*GOAL*
Which lines include the word "screenshot"? Copy each of them.

*DATA FOR THE TASK*

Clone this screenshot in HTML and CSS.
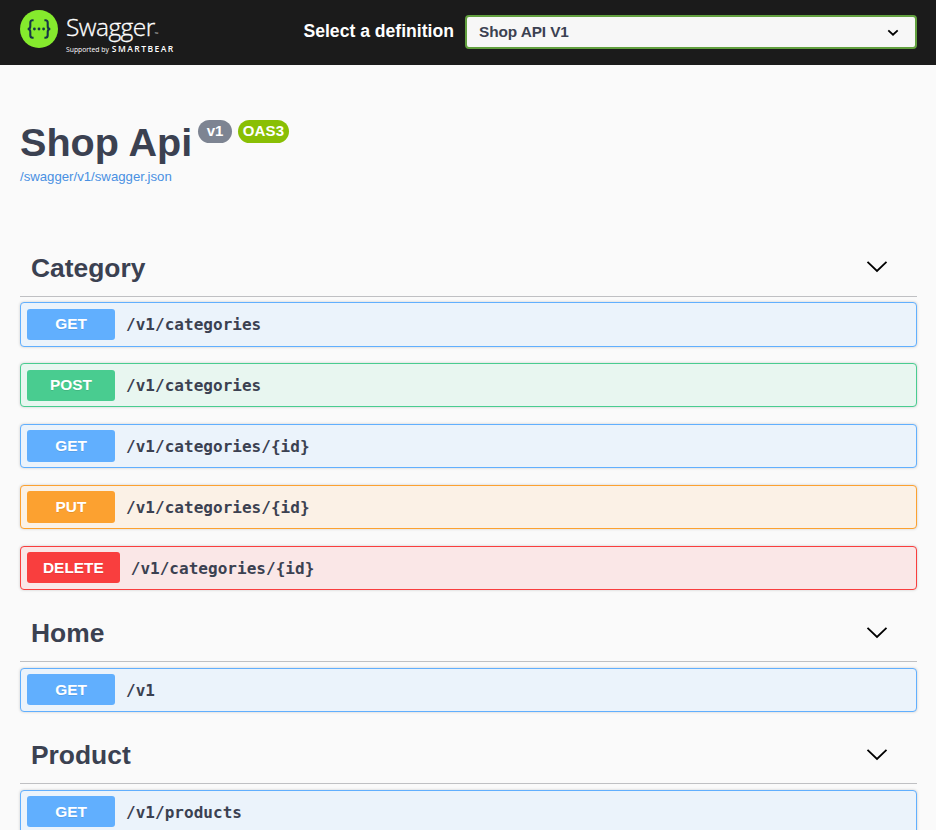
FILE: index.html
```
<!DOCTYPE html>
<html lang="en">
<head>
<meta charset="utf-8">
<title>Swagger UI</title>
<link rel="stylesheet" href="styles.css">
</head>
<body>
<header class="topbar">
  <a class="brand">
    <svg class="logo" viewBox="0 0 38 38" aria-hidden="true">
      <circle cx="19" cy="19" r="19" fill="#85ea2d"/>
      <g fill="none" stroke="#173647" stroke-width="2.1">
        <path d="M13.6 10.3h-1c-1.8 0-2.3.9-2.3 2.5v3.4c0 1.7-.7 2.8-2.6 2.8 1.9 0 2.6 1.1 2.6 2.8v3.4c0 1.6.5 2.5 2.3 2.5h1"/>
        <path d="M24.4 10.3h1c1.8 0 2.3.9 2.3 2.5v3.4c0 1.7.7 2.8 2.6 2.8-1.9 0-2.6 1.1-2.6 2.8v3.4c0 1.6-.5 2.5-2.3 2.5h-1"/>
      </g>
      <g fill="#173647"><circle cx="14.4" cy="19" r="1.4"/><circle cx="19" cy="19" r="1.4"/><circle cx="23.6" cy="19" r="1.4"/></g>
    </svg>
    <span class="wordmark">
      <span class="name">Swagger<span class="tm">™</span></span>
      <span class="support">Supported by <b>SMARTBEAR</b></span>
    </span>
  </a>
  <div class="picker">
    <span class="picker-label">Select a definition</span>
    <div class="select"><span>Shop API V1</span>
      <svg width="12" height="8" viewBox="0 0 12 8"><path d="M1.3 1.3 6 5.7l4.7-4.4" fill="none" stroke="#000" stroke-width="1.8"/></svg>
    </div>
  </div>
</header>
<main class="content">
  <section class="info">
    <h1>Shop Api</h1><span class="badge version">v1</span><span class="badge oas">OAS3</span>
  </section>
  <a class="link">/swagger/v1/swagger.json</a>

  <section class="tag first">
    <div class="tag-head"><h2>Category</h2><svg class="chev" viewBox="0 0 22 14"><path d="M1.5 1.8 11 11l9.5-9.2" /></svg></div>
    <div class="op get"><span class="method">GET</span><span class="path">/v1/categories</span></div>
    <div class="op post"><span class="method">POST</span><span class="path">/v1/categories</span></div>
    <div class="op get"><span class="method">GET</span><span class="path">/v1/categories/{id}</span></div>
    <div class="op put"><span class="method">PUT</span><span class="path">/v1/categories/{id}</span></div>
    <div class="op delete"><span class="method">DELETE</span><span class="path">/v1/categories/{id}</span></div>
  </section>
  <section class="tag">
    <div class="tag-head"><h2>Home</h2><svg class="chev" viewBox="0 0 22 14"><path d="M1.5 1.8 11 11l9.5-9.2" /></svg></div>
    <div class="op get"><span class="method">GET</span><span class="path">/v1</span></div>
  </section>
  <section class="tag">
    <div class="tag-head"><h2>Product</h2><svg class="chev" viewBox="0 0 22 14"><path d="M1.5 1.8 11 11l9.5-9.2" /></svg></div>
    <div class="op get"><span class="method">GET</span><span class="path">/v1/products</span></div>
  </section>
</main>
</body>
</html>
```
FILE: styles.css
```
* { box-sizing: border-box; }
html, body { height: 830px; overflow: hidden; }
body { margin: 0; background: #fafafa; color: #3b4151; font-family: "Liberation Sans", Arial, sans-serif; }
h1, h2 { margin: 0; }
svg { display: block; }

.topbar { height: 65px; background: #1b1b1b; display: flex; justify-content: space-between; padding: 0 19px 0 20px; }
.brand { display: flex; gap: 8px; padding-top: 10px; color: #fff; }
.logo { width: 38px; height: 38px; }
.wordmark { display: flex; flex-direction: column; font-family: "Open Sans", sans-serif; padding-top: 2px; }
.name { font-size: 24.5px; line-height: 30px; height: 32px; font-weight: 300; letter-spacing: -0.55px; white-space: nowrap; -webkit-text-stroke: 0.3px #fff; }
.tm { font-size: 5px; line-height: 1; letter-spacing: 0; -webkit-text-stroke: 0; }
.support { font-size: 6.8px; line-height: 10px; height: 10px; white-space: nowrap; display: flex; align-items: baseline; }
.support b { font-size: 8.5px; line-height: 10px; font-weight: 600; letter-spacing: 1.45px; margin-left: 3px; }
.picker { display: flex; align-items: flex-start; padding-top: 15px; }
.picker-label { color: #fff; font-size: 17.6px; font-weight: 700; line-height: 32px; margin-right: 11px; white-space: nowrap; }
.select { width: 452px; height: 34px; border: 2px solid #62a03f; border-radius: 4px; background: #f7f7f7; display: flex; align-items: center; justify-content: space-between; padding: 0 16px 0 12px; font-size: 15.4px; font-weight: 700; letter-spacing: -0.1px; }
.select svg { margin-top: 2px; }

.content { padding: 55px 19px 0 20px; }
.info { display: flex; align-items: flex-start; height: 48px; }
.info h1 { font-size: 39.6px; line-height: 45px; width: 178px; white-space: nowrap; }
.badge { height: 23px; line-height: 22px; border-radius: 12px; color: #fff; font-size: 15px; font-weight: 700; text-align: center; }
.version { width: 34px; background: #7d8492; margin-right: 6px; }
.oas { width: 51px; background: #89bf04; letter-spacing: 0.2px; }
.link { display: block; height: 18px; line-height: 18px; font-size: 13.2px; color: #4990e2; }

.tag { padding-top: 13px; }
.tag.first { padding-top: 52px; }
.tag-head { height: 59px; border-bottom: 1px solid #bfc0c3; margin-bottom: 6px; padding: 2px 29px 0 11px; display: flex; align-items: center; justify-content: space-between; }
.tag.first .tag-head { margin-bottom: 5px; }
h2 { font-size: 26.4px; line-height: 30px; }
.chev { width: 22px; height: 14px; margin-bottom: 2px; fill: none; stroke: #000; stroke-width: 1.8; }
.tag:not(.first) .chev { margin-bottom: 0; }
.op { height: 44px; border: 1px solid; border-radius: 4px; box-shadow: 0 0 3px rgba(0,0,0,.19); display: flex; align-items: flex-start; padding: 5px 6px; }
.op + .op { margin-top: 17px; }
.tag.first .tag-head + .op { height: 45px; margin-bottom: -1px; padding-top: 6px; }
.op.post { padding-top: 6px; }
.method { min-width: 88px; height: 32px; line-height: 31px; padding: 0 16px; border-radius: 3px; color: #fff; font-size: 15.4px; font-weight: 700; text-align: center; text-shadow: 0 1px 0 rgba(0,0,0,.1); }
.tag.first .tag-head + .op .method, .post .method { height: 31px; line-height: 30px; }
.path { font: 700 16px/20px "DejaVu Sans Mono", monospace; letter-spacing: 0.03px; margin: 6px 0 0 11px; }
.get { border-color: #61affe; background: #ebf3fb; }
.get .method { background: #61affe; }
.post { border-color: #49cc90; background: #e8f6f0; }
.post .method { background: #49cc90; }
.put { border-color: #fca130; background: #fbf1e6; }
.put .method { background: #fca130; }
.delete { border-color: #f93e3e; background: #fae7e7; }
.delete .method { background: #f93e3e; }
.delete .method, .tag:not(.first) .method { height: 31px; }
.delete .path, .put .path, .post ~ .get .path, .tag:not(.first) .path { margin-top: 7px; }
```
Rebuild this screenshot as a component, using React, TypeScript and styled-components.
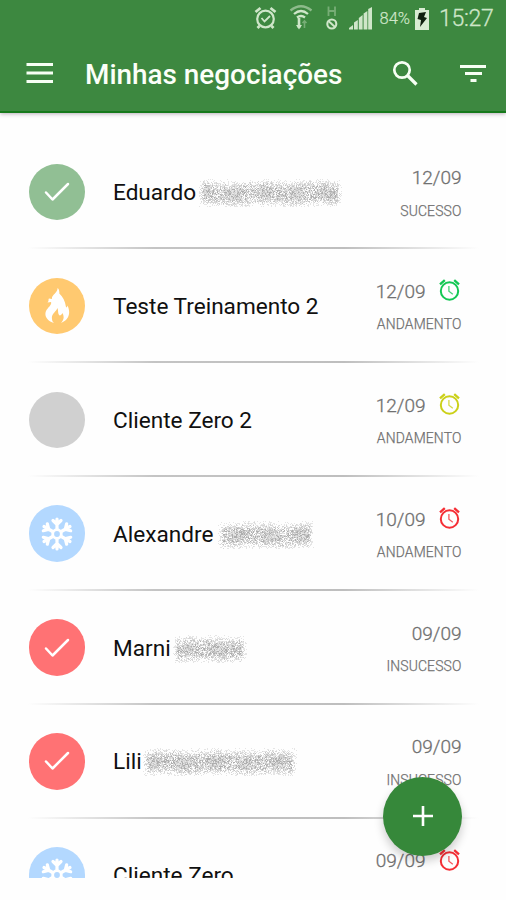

*CORRECT OUTPUT*
Clone this screenshot in HTML and CSS.
Rebuild this screenshot as a component, using React, TypeScript and styled-components.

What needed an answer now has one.